§ **Work to do**
Your copy of the material below should match it exactly, except that it holds no pictures.

§ **Given data**
-- Begin --
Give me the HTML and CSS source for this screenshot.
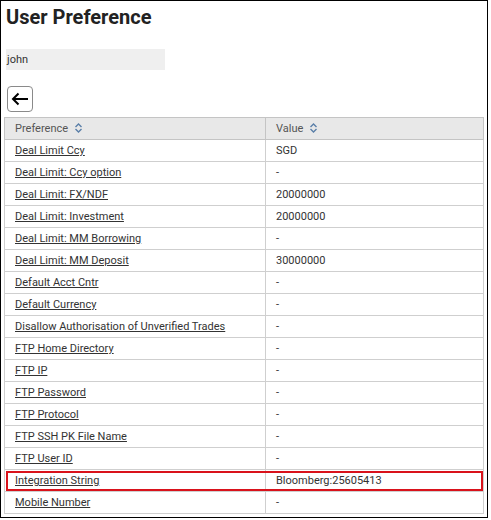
FILE: index.html
```html
<!DOCTYPE html>
<html>
<head>
<meta charset="utf-8">
<link rel="stylesheet" href="styles.css">
</head>
<body>
<div class="frame">
  <h1 class="title">User Preference</h1>
  <div class="user-field">john</div>
  <button class="back-btn" aria-label="Back">
    <svg width="18" height="14" viewBox="0 0 18 14"><path d="M17 7H2M7.5 1.5L2 7l5.5 5.5" fill="none" stroke="#000" stroke-width="2"/></svg>
  </button>
  <table class="prefs">
    <thead>
      <tr>
        <th class="col-pref">Preference <svg class="sort" width="9" height="10" viewBox="0 0 9 10"><path d="M1.5 4L4.5 1l3 3M1.5 6l3 3 3-3" fill="none" stroke="#5a7fa8" stroke-width="1.4"/></svg></th>
        <th>Value <svg class="sort" width="9" height="10" viewBox="0 0 9 10"><path d="M1.5 4L4.5 1l3 3M1.5 6l3 3 3-3" fill="none" stroke="#5a7fa8" stroke-width="1.4"/></svg></th>
      </tr>
    </thead>
    <tbody>
      <tr><td><a href="#">Deal Limit Ccy</a></td><td>SGD</td></tr>
      <tr><td><a href="#">Deal Limit: Ccy option</a></td><td>-</td></tr>
      <tr><td><a href="#">Deal Limit: FX/NDF</a></td><td>20000000</td></tr>
      <tr><td><a href="#">Deal Limit: Investment</a></td><td>20000000</td></tr>
      <tr><td><a href="#">Deal Limit: MM Borrowing</a></td><td>-</td></tr>
      <tr><td><a href="#">Deal Limit: MM Deposit</a></td><td>30000000</td></tr>
      <tr><td><a href="#">Default Acct Cntr</a></td><td>-</td></tr>
      <tr><td><a href="#">Default Currency</a></td><td>-</td></tr>
      <tr><td><a href="#">Disallow Authorisation of Unverified Trades</a></td><td>-</td></tr>
      <tr><td><a href="#">FTP Home Directory</a></td><td>-</td></tr>
      <tr><td><a href="#">FTP IP</a></td><td>-</td></tr>
      <tr><td><a href="#">FTP Password</a></td><td>-</td></tr>
      <tr><td><a href="#">FTP Protocol</a></td><td>-</td></tr>
      <tr><td><a href="#">FTP SSH PK File Name</a></td><td>-</td></tr>
      <tr><td><a href="#">FTP User ID</a></td><td>-</td></tr>
      <tr class="highlight"><td><a href="#">Integration String</a></td><td>Bloomberg:25605413</td></tr>
      <tr><td><a href="#">Mobile Number</a></td><td>-</td></tr>
    </tbody>
  </table>
</div>
</body>
</html>
```
FILE: styles.css
```css
html, body {
  margin: 0;
  padding: 0;
  background: #fff;
}
body {
  font-family: Roboto, "Liberation Sans", sans-serif;
  color: #333;
}
.frame {
  width: 488px;
  height: 518px;
  border: 1px solid #000;
  box-sizing: border-box;
  padding: 4px 3px 0 3px;
  overflow: hidden;
}
.title {
  margin: 0;
  font-size: 20px;
  font-weight: 700;
  color: #222;
  line-height: 24px;
  padding-left: 2px;
}
.user-field {
  margin: 20px 0 0 2px;
  width: 159px;
  height: 21px;
  background: #efefef;
  font-size: 11px;
  line-height: 21px;
  color: #333;
  padding-left: 1px;
  box-sizing: border-box;
}
.back-btn {
  display: flex;
  align-items: center;
  justify-content: center;
  margin: 16px 0 0 3px;
  width: 26px;
  height: 26px;
  padding: 0;
  border: 1px solid #8a8a8a;
  border-radius: 4px;
  background: #fff;
}
.prefs {
  margin-top: 5px;
  width: 480px;
  border-collapse: collapse;
  font-size: 11px;
}
.prefs th, .prefs td {
  border: 1px solid #cfcfcf;
  height: 21px;
  padding: 0 10px;
  text-align: left;
  vertical-align: middle;
  white-space: nowrap;
}
.prefs th {
  background: #e8e8e8;
  font-weight: 400;
  color: #555;
  border-color: #c4c4c4;
}
.prefs th.col-pref {
  width: 240px;
}
.sort {
  vertical-align: -1px;
  margin-left: 3px;
}
.prefs td a {
  color: #333;
  text-decoration: underline;
}
.prefs td {
  color: #333;
}
.highlight {
  outline: 2px solid #d9121b;
  outline-offset: -3px;
}
```
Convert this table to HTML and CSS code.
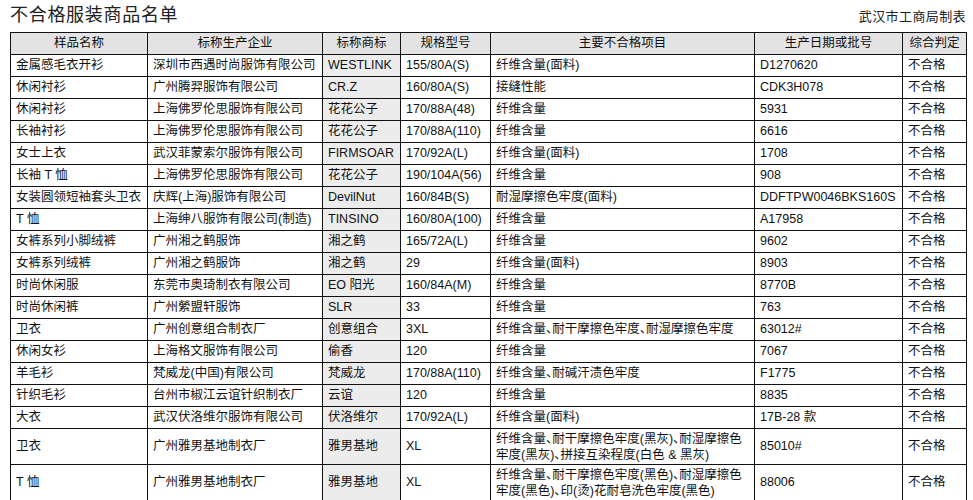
-- End --
§ **Task solution**
Give me the HTML and CSS source for this screenshot.
FILE: index.html
```html
<!DOCTYPE html>
<html>
<head>
<meta charset="utf-8">
<link rel="stylesheet" href="styles.css">
</head>
<body>
<div class="frame">
  <h1 class="title">User Preference</h1>
  <div class="user-field">john</div>
  <button class="back-btn" aria-label="Back">
    <svg width="18" height="14" viewBox="0 0 18 14"><path d="M17 7H2M7.5 1.5L2 7l5.5 5.5" fill="none" stroke="#000" stroke-width="2"/></svg>
  </button>
  <table class="prefs">
    <thead>
      <tr>
        <th class="col-pref">Preference <svg class="sort" width="9" height="10" viewBox="0 0 9 10"><path d="M1.5 4L4.5 1l3 3M1.5 6l3 3 3-3" fill="none" stroke="#5a7fa8" stroke-width="1.4"/></svg></th>
        <th>Value <svg class="sort" width="9" height="10" viewBox="0 0 9 10"><path d="M1.5 4L4.5 1l3 3M1.5 6l3 3 3-3" fill="none" stroke="#5a7fa8" stroke-width="1.4"/></svg></th>
      </tr>
    </thead>
    <tbody>
      <tr><td><a href="#">Deal Limit Ccy</a></td><td>SGD</td></tr>
      <tr><td><a href="#">Deal Limit: Ccy option</a></td><td>-</td></tr>
      <tr><td><a href="#">Deal Limit: FX/NDF</a></td><td>20000000</td></tr>
      <tr><td><a href="#">Deal Limit: Investment</a></td><td>20000000</td></tr>
      <tr><td><a href="#">Deal Limit: MM Borrowing</a></td><td>-</td></tr>
      <tr><td><a href="#">Deal Limit: MM Deposit</a></td><td>30000000</td></tr>
      <tr><td><a href="#">Default Acct Cntr</a></td><td>-</td></tr>
      <tr><td><a href="#">Default Currency</a></td><td>-</td></tr>
      <tr><td><a href="#">Disallow Authorisation of Unverified Trades</a></td><td>-</td></tr>
      <tr><td><a href="#">FTP Home Directory</a></td><td>-</td></tr>
      <tr><td><a href="#">FTP IP</a></td><td>-</td></tr>
      <tr><td><a href="#">FTP Password</a></td><td>-</td></tr>
      <tr><td><a href="#">FTP Protocol</a></td><td>-</td></tr>
      <tr><td><a href="#">FTP SSH PK File Name</a></td><td>-</td></tr>
      <tr><td><a href="#">FTP User ID</a></td><td>-</td></tr>
      <tr class="highlight"><td><a href="#">Integration String</a></td><td>Bloomberg:25605413</td></tr>
      <tr><td><a href="#">Mobile Number</a></td><td>-</td></tr>
    </tbody>
  </table>
</div>
</body>
</html>
```
FILE: styles.css
```css
html, body {
  margin: 0;
  padding: 0;
  background: #fff;
}
body {
  font-family: Roboto, "Liberation Sans", sans-serif;
  color: #333;
}
.frame {
  width: 488px;
  height: 518px;
  border: 1px solid #000;
  box-sizing: border-box;
  padding: 4px 3px 0 3px;
  overflow: hidden;
}
.title {
  margin: 0;
  font-size: 20px;
  font-weight: 700;
  color: #222;
  line-height: 24px;
  padding-left: 2px;
}
.user-field {
  margin: 20px 0 0 2px;
  width: 159px;
  height: 21px;
  background: #efefef;
  font-size: 11px;
  line-height: 21px;
  color: #333;
  padding-left: 1px;
  box-sizing: border-box;
}
.back-btn {
  display: flex;
  align-items: center;
  justify-content: center;
  margin: 16px 0 0 3px;
  width: 26px;
  height: 26px;
  padding: 0;
  border: 1px solid #8a8a8a;
  border-radius: 4px;
  background: #fff;
}
.prefs {
  margin-top: 5px;
  width: 480px;
  border-collapse: collapse;
  font-size: 11px;
}
.prefs th, .prefs td {
  border: 1px solid #cfcfcf;
  height: 21px;
  padding: 0 10px;
  text-align: left;
  vertical-align: middle;
  white-space: nowrap;
}
.prefs th {
  background: #e8e8e8;
  font-weight: 400;
  color: #555;
  border-color: #c4c4c4;
}
.prefs th.col-pref {
  width: 240px;
}
.sort {
  vertical-align: -1px;
  margin-left: 3px;
}
.prefs td a {
  color: #333;
  text-decoration: underline;
}
.prefs td {
  color: #333;
}
.highlight {
  outline: 2px solid #d9121b;
  outline-offset: -3px;
}
```
Convert this table to HTML and CSS code.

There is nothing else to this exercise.